Como diz meu baiano favorito, senta que lá vem história.
Muito tempo atrás, muito mesmo eu namorava uma guria chata. Muito chata. A ponto de não me deixar beber em um passeio de saveiro na Bahia, a criatura morria de medo e queria que eu estivesse sóbrio se o barco afundasse. Sim, passei a viagem inteira pensando em meios adoráveis de afogá-la e fazer parecer um acidente, em caso de acidente.
Mesmo assim foi com essa criatura que eu passei um dos melhores feriados de minha vida.
Tudo começou quando eu trabalhava em um sindicato da CUT (Ei, o dinheiro vermelho é verde como qualquer outro) e eles tinham que fechar uma revista de qualquer jeito. Eu era o corno que mexia com Pagemaker, e depois de me subornarem e ameaçarem (não necessariamente nessa ordem) eu topei. Passei o Carnaval inteiro sentado do lado de uma programadora visual/diagramadora/governanta nazista que é uma das profissionais mais fodásticas com que já trabalhei. Foram 5 ou 6 dias de jornadas de mais de 12h, com hora-extra de feriado mais bônus. Ganhei uns 2 salários extras na brincadeira.
A revista ficou pronta mas os comunistas mudaram os textos e no final não adiantou nada, mas fizemos nossa parte, nos pagaram e logo depois veio o feriado de Semana Santa.
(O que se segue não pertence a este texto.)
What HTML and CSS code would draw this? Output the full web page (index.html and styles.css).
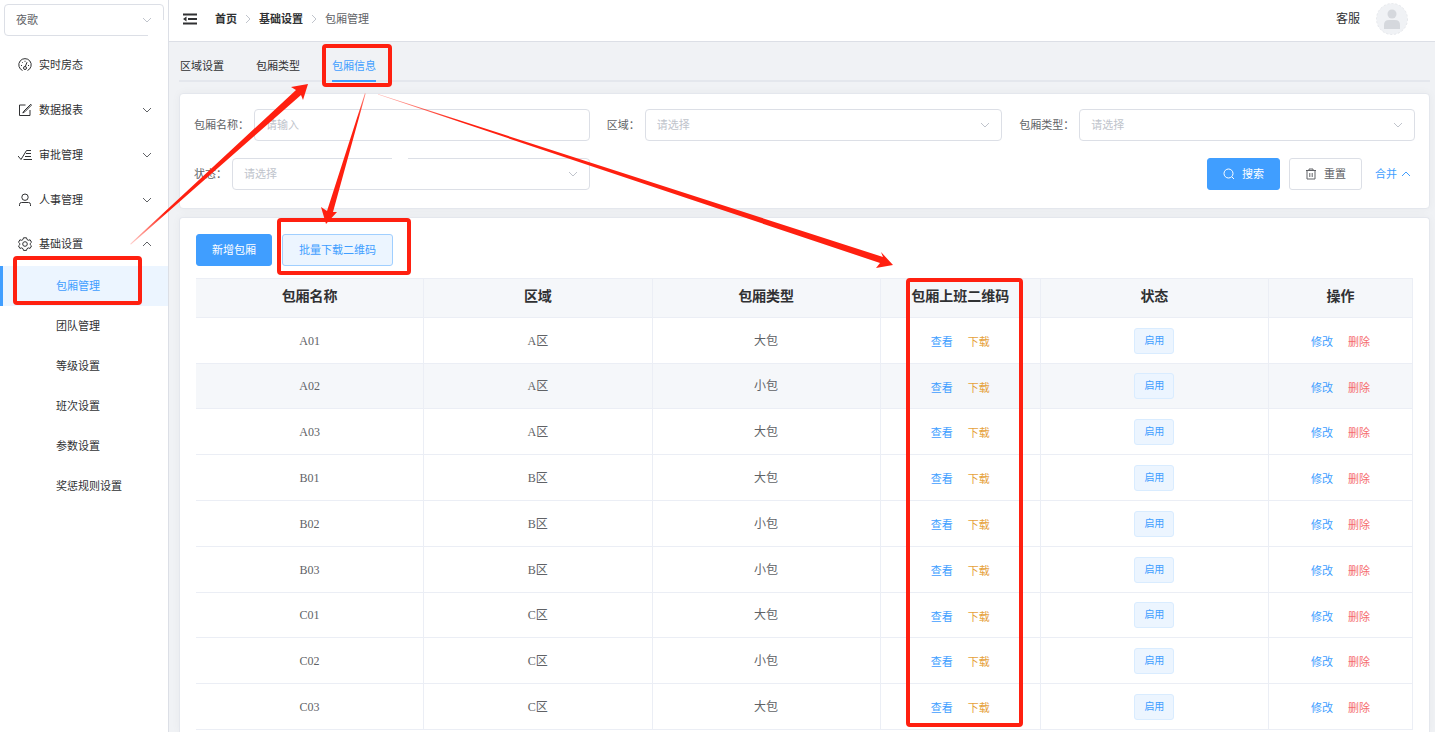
FILE: index.html
```html
<!DOCTYPE html>
<html lang="zh-CN">
<head>
<meta charset="utf-8">
<title>包厢管理</title>
<link rel="stylesheet" href="styles.css">
</head>
<body>
<svg class="defs" aria-hidden="true">
  <symbol id="down" viewBox="0 0 10 10"><path d="M1 3l4 4 4-4" fill="none" stroke="currentColor"/></symbol>
  <symbol id="up" viewBox="0 0 10 10"><path d="M1 7l4-4 4 4" fill="none" stroke="currentColor"/></symbol>
  <symbol id="right" viewBox="0 0 10 10"><path d="M3 1l4 4-4 4" fill="none" stroke="currentColor"/></symbol>
</svg>
<div class="app">
  <aside class="sidebar">
    <div class="select store">
      <select aria-label="门店"><option>夜歌</option></select>
      <svg class="arrow"><use href="#down"/></svg>
    </div>
    <nav class="menu">
      <a class="item" href="#">
        <svg class="icon" viewBox="0 0 14 14"><path d="M4.500 12.500A6.200 6.200 0 1 1 9.500 12.500M3 7.500h1M4.200 4.200l.7.7M7 2.800v1M10 7.500h1M7.300 8.500L9 4.200"/><circle cx="7" cy="10" r="1.500"/></svg>
        <span>实时房态</span>
      </a>
      <a class="item" href="#">
        <svg class="icon" viewBox="0 0 14 14"><path d="M7.500 2H1.500v10.500H12V7M12.800 1.200L6 8l-1.200 2 2-1.200 6.500-6.500z"/></svg>
        <span>数据报表</span><svg class="arrow"><use href="#down"/></svg>
      </a>
      <a class="item" href="#">
        <svg class="icon" viewBox="0 0 14 14"><path d="M0 8l3 3.500L8.500 2.500H13M8 5.500h5M7 8.500h6M5.500 11.500H14"/></svg>
        <span>审批管理</span><svg class="arrow"><use href="#down"/></svg>
      </a>
      <a class="item" href="#">
        <svg class="icon" viewBox="0 0 14 14"><circle cx="7" cy="4.200" r="3.200"/><path d="M1.500 13v-1.500q0-2 2-2h7q2 0 2 2V13"/></svg>
        <span>人事管理</span><svg class="arrow"><use href="#down"/></svg>
      </a>
      <a class="item" href="#">
        <svg class="icon" viewBox="0 0 14 14"><path d="M5.500.8h3l.5 1.700 1.300.8 1.800-.5 1.400 2.500-1.300 1.200v1.200l1.300 1.200-1.400 2.500-1.800-.5-1.300.8-.5 1.700h-3L5 11.700l-1.300-.8-1.800.5L.5 8.900l1.300-1.200V6.500L.5 5.300l1.400-2.500 1.800.5L5 2.500z"/><circle cx="7" cy="7" r="2.300"/></svg>
        <span>基础设置</span><svg class="arrow"><use href="#up"/></svg>
      </a>
      <a class="sub active" href="#">包厢管理</a>
      <a class="sub" href="#">团队管理</a>
      <a class="sub" href="#">等级设置</a>
      <a class="sub" href="#">班次设置</a>
      <a class="sub" href="#">参数设置</a>
      <a class="sub" href="#">奖惩规则设置</a>
    </nav>
  </aside>

  <div class="page">
    <header class="topbar">
      <button class="fold" aria-label="收起菜单"><svg viewBox="0 0 14 12"><path d="M0 1.500h14M5 6h9M0 10.500h14" stroke="currentColor" stroke-width="2"/><path d="M0 6l3.500-2.500v5z" fill="currentColor"/></svg></button>
      <nav class="crumbs">
        <a href="#">首页</a><svg><use href="#right"/></svg>
        <a href="#">基础设置</a><svg><use href="#right"/></svg>
        <span>包厢管理</span>
      </nav>
      <div class="user">
        <span>客服</span>
        <svg class="avatar" viewBox="0 0 32 32"><circle cx="16" cy="16" r="15.500" fill="#f0f2f5" stroke="#e6e8ec" stroke-dasharray="2 2"/><circle cx="16" cy="11" r="4.500" fill="#d5d8dd"/><path d="M8 26v-4q0-5 5-5h6q5 0 5 5v4z" fill="#d5d8dd"/></svg>
      </div>
    </header>

    <main class="content">
      <nav class="tabs">
        <a href="#">区域设置</a>
        <a href="#">包厢类型</a>
        <a class="current" href="#">包厢信息</a>
      </nav>

      <form class="card filter">
        <div class="field">
          <label for="name">包厢名称：</label>
          <input id="name" type="text" placeholder="请输入">
        </div>
        <div class="field">
          <label for="area">区域：</label>
          <div class="select"><select id="area"><option>请选择</option></select><svg class="arrow"><use href="#down"/></svg></div>
        </div>
        <div class="field">
          <label for="type">包厢类型：</label>
          <div class="select"><select id="type"><option>请选择</option></select><svg class="arrow"><use href="#down"/></svg></div>
        </div>
        <div class="field">
          <label for="state">状态：</label>
          <div class="select state"><select id="state"><option>请选择</option></select><svg class="arrow"><use href="#down"/></svg></div>
        </div>
        <div class="actions">
          <button type="button" class="btn primary"><svg viewBox="0 0 12 12"><circle cx="5.500" cy="5.500" r="4.500"/><path d="M9 9l2 2"/></svg>搜索</button>
          <button type="button" class="btn"><svg viewBox="0 0 12 12"><path d="M1 2.500h10M4 2.500V1h4v1.500M2 2.500v8.500h8V2.500M4.800 5v4M7.200 5v4"/></svg>重置</button>
          <button type="button" class="link collapse">合并<svg><use href="#up"/></svg></button>
        </div>
      </form>

      <section class="card list">
        <div class="tools">
          <button type="button" class="btn primary">新增包厢</button>
          <button type="button" class="btn plain">批量下载二维码</button>
        </div>
        <table>
          <colgroup><col><col><col><col class="code"><col><col class="ops"></colgroup>
          <thead>
            <tr><th>包厢名称</th><th>区域</th><th>包厢类型</th><th>包厢上班二维码</th><th>状态</th><th>操作</th></tr>
          </thead>
          <tbody>
            <tr><td>A01</td><td>A区</td><td>大包</td><td><div class="links"><button class="link">查看</button><button class="link warn">下载</button></div></td><td><span class="tag">启用</span></td><td><div class="links"><button class="link">修改</button><button class="link danger">删除</button></div></td></tr>
            <tr class="hover"><td>A02</td><td>A区</td><td>小包</td><td><div class="links"><button class="link">查看</button><button class="link warn">下载</button></div></td><td><span class="tag">启用</span></td><td><div class="links"><button class="link">修改</button><button class="link danger">删除</button></div></td></tr>
            <tr><td>A03</td><td>A区</td><td>大包</td><td><div class="links"><button class="link">查看</button><button class="link warn">下载</button></div></td><td><span class="tag">启用</span></td><td><div class="links"><button class="link">修改</button><button class="link danger">删除</button></div></td></tr>
            <tr><td>B01</td><td>B区</td><td>大包</td><td><div class="links"><button class="link">查看</button><button class="link warn">下载</button></div></td><td><span class="tag">启用</span></td><td><div class="links"><button class="link">修改</button><button class="link danger">删除</button></div></td></tr>
            <tr><td>B02</td><td>B区</td><td>小包</td><td><div class="links"><button class="link">查看</button><button class="link warn">下载</button></div></td><td><span class="tag">启用</span></td><td><div class="links"><button class="link">修改</button><button class="link danger">删除</button></div></td></tr>
            <tr><td>B03</td><td>B区</td><td>小包</td><td><div class="links"><button class="link">查看</button><button class="link warn">下载</button></div></td><td><span class="tag">启用</span></td><td><div class="links"><button class="link">修改</button><button class="link danger">删除</button></div></td></tr>
            <tr><td>C01</td><td>C区</td><td>大包</td><td><div class="links"><button class="link">查看</button><button class="link warn">下载</button></div></td><td><span class="tag">启用</span></td><td><div class="links"><button class="link">修改</button><button class="link danger">删除</button></div></td></tr>
            <tr><td>C02</td><td>C区</td><td>小包</td><td><div class="links"><button class="link">查看</button><button class="link warn">下载</button></div></td><td><span class="tag">启用</span></td><td><div class="links"><button class="link">修改</button><button class="link danger">删除</button></div></td></tr>
            <tr><td>C03</td><td>C区</td><td>大包</td><td><div class="links"><button class="link">查看</button><button class="link warn">下载</button></div></td><td><span class="tag">启用</span></td><td><div class="links"><button class="link">修改</button><button class="link danger">删除</button></div></td></tr>
          </tbody>
        </table>
      </section>
    </main>
  </div>
</div>

<!-- Guide marks: boxes and arrows drawn over the page -->
<svg class="marks" width="1435" height="732" aria-hidden="true">
  <defs>
    <linearGradient id="f1" gradientUnits="userSpaceOnUse" x1="130" y1="244" x2="165" y2="213"><stop offset="0" stop-color="#ff2010" stop-opacity=".2"/><stop offset="1" stop-color="#ff2010"/></linearGradient>
    <linearGradient id="f2" gradientUnits="userSpaceOnUse" x1="365" y1="93" x2="358" y2="118"><stop offset="0" stop-color="#ff2010" stop-opacity=".5"/><stop offset="1" stop-color="#ff2010"/></linearGradient>
    <linearGradient id="f3" gradientUnits="userSpaceOnUse" x1="378" y1="94" x2="460" y2="121"><stop offset="0" stop-color="#ff2010" stop-opacity=".3"/><stop offset="1" stop-color="#ff2010"/></linearGradient>
  </defs>
  <g fill="none" stroke="#ff2010" stroke-width="4">
    <rect x="324" y="46" width="66" height="39" rx="2"/>
    <rect x="15" y="258" width="125" height="45" rx="2"/>
    <rect x="279" y="220" width="130" height="53" rx="2"/>
    <rect x="908" y="280" width="113" height="445" rx="2"/>
  </g>
  <path fill="url(#f1)" d="M130 244L296 90L291 87L308 84L303 100L301 95L131 244.500z"/>
  <path fill="url(#f2)" d="M365 93L327 211L321 207L326 224L337 212L333 212L365.500 94z"/>
  <path fill="url(#f3)" d="M378 94L883 257L881 252L893 265L876 268L880 263L378 94.500z"/>
</svg>
</body>
</html>
```
FILE: styles.css
```css
* { box-sizing: border-box; }

body {
  margin: 0;
  font: 11px/16px "Liberation Serif", "Noto Sans CJK SC", sans-serif;
  color: #303133;
  background: #fff;
}

a { color: inherit; text-decoration: none; }
button, input, select { font: inherit; color: inherit; }
button { padding: 0; border: 0; background: none; }
svg { display: block; flex: none; }

.defs { position: absolute; width: 0; height: 0; }

.app { display: flex; height: 100vh; overflow: hidden; }

/* Sidebar */
.sidebar { flex: none; width: 169px; border-right: 1px solid #dcdfe6; }
.store { margin: 4px 4px 6px; color: #606266; }
.menu { display: flex; flex-direction: column; }
.item {
  display: flex;
  align-items: center;
  gap: 7px;
  height: 45px;
  padding: 0 16px 0 18px;
}
.item:nth-child(5) { height: 44px; }
.item .arrow { margin-left: auto; color: #606266; }
.icon {
  width: 14px;
  height: 14px;
  fill: none;
  stroke: #303133;
}
.arrow { width: 10px; height: 10px; }
.sub {
  height: 40px;
  padding-left: 53px;
  line-height: 40px;
  border-left: 3px solid transparent;
}
.sub.active { color: #409eff; background: #ecf5ff; border-color: #409eff; }

/* Form controls */
.select { position: relative; flex: 1; }
.select select, .field input {
  display: block;
  width: 100%;
  height: 32px;
  padding: 0 11px;
  border: 1px solid #dcdfe6;
  border-radius: 4px;
  background: #fff;
  appearance: none;
}
.select .arrow { position: absolute; right: 12px; top: 11px; color: #c0c4cc; }
.store::before, .store::after, .state::after {
  content: "";
  position: absolute;
  background: #fff;
}
.store::before { right: 0; bottom: 0; width: 16px; height: 3px; }
.store::after { right: 0; bottom: 0; width: 3px; height: 16px; }
.state::after { left: 160px; top: 0; width: 16px; height: 1px; }

/* Top bar */
.page { flex: 1; min-width: 0; display: flex; flex-direction: column; }
.topbar {
  flex: none;
  display: flex;
  align-items: center;
  height: 42px;
  padding: 0 27px 3px 14px;
  border-bottom: 1px solid #dcdfe6;
}
.fold svg { width: 14px; height: 12px; }
.crumbs { display: flex; align-items: center; gap: 6px; margin-left: 18px; color: #606266; }
.crumbs a { font-weight: 700; color: #303133; }
.crumbs svg { width: 10px; height: 10px; color: #c0c4cc; }
.user { display: flex; align-items: center; gap: 16px; margin-left: auto; font-size: 12px; }
.avatar { width: 32px; height: 32px; }

/* Content */
.content {
  flex: 1;
  display: flex;
  flex-direction: column;
  padding: 8px 5px 0 10px;
  background: #f0f2f5;
}
.tabs { display: flex; gap: 32px; margin-bottom: 11px; padding-left: 1px; border-bottom: 2px solid #e4e7ed; }
.tabs a { height: 32px; margin-bottom: -2px; line-height: 32px; border-bottom: 2px solid transparent; }
.tabs .current { color: #409eff; border-color: #409eff; }

.card {
  background: #fff;
  border: 1px solid #e4e7ed;
  border-radius: 4px;
  box-shadow: 0 0 10px rgba(0, 0, 0, .04);
}
.filter {
  display: grid;
  grid-template-columns: repeat(3, 1fr);
  gap: 17px;
  margin-bottom: 8px;
  padding: 15px 14px 18px;
  color: #606266;
}
.field { display: flex; align-items: center; gap: 5px; }
.field select, .field input::placeholder { color: #c0c4cc; }
.field input { flex: 1; min-width: 0; }
.actions { grid-column: 3; display: flex; align-items: center; justify-content: flex-end; gap: 9px; }

.btn {
  display: flex;
  align-items: center;
  justify-content: center;
  gap: 7px;
  height: 32px;
  padding: 0 15px;
  border: 1px solid #dcdfe6;
  border-radius: 3px;
  color: #606266;
  background: #fff;
}
.btn svg { width: 12px; height: 12px; fill: none; stroke: currentColor; }
.btn.primary { color: #fff; background: #409eff; border-color: #409eff; }
.btn.plain { padding: 0 16px; color: #409eff; background: #ecf5ff; border-color: #a0cfff; }

.link { color: #409eff; }
.link.warn { color: #e6a23c; }
.link.danger { color: #f56c6c; }
.collapse { display: flex; align-items: center; gap: 4px; padding: 0 4px; }
.collapse svg { width: 10px; height: 10px; }

/* List */
.list { flex: 1; padding: 16px 16px 0; border-bottom: 0; border-radius: 4px 4px 0 0; }
.tools { display: flex; gap: 10px; margin-bottom: 12px; }

table {
  width: 100%;
  table-layout: fixed;
  border-collapse: separate;
  border-spacing: 0;
  border-top: 1px solid #ebeef5;
  font-size: 12px;
  color: #606266;
}
.code { width: 160px; }
.ops { width: 144px; }
th, td {
  padding: 0;
  text-align: center;
  border-right: 1px solid #ebeef5;
  border-bottom: 1px solid #ebeef5;
}
th {
  height: 39px;
  padding-bottom: 3px;
  font-size: 14px;
  color: #303133;
  background: #f5f7fa;
}
td { height: 46px; }
tr:nth-child(5n + 2) td { height: 45px; }
.hover td { background: #f5f7fa; }
.links { display: flex; justify-content: center; gap: 15px; padding-top: 3px; font-size: 11px; }
.tag {
  display: inline-block;
  padding: 0 9px;
  line-height: 24px;
  font-size: 10px;
  color: #409eff;
  background: #ecf5ff;
  border: 1px solid #d9ecff;
  border-radius: 3px;
}

.marks { position: absolute; left: 0; top: 0; pointer-events: none; }
```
Eu estava com o rabo cheio de dinheiro, com uma namorada contrariada.
Quinta de noite decidimos fazer “alguma coisa”, e sem planejamento nenhum pegamos um táxi pra Rodoviária Novo Rio. Lá começamos a olhar os guichês de passagens e consultar o Guia Abril. Sim, crianças, isso foi antes da Internet.
Nós víamos as cidades que tinham saídas próximas, os hotéis e íamos escolhendo. Embarcamos rumo a Minas sem ter NENHUMA confirmação de hotel ou reserva, mas valia a aventura. Sim, éramos jovens e burros. Bons tempos, hoje não sou mais jovem.
Chegávamos nas cidades, olhávamos em volta, consultávamos sem pânico o Guia e escolhíamos outros destinos. Nessa brincadeira chegamos alta madrugada em Patos de Minas, que eu nem sabia que existia. Na rodoviária um solitário táxi com um velhinho dormindo nos levou para o hotel. Trancado e apagado mas após batermos na porta um atendente sonolento acendeu as luzes e nos alugou/arrendou/vendeu conseguiu uma suíte.
No dia seguinte tive o melhor café da manhã de hotel de minha vida, até aquela ostentação do Porto Cai na Rede. Sem-querer fomos parar no melhor hotel da cidade, com piscina na cobertura, vazio. De Patos fomos para Ouro Preto, e no Museu Ferroviário descobrimos um trem para Tiradentes.
De novo sem reservas chegamos em Tiradentes e cavamos uma pousada. De noite vagando pela cidade comi a melhor comida mineira de minha vida em um restaurante que era basicamente a casa de alguém, com uma coroa que fazia a comida e um preto velho (pode falar preto velho? Foda-se, mineiros entenderão) que fazia as vezes de garçom. O “restaurante” tinha duas mesas. a terceira cerveja o garçom saiu pra comprar em uma birosca próxima.
Eu sinto falta desse tipo de aventura. Tenho um passeio planejado para atravessar o Amazonas de barco, mas me falta propósito. Me vi planejando pegar as cabines de primeira classe, o trem Minas-Nordeste com cabine exclusiva e poxa, isso não é aventura.
Você pode jogar dinheiro fora em um monte de coisas, mas não em viagens. Explorar está em nosso DNA, nós nascemos para conhecer novos mundos, novas civilizações. Não é preciso montar uma expedição transatlântica pra isso. É só não se acomodar e uma simples viagem pro outro lado do seu Estado já abre seus horizontes.
Eu pretendo voltar a fazer isso, e se já foi legal com a Ex Chata de Satã, imagine sozinho!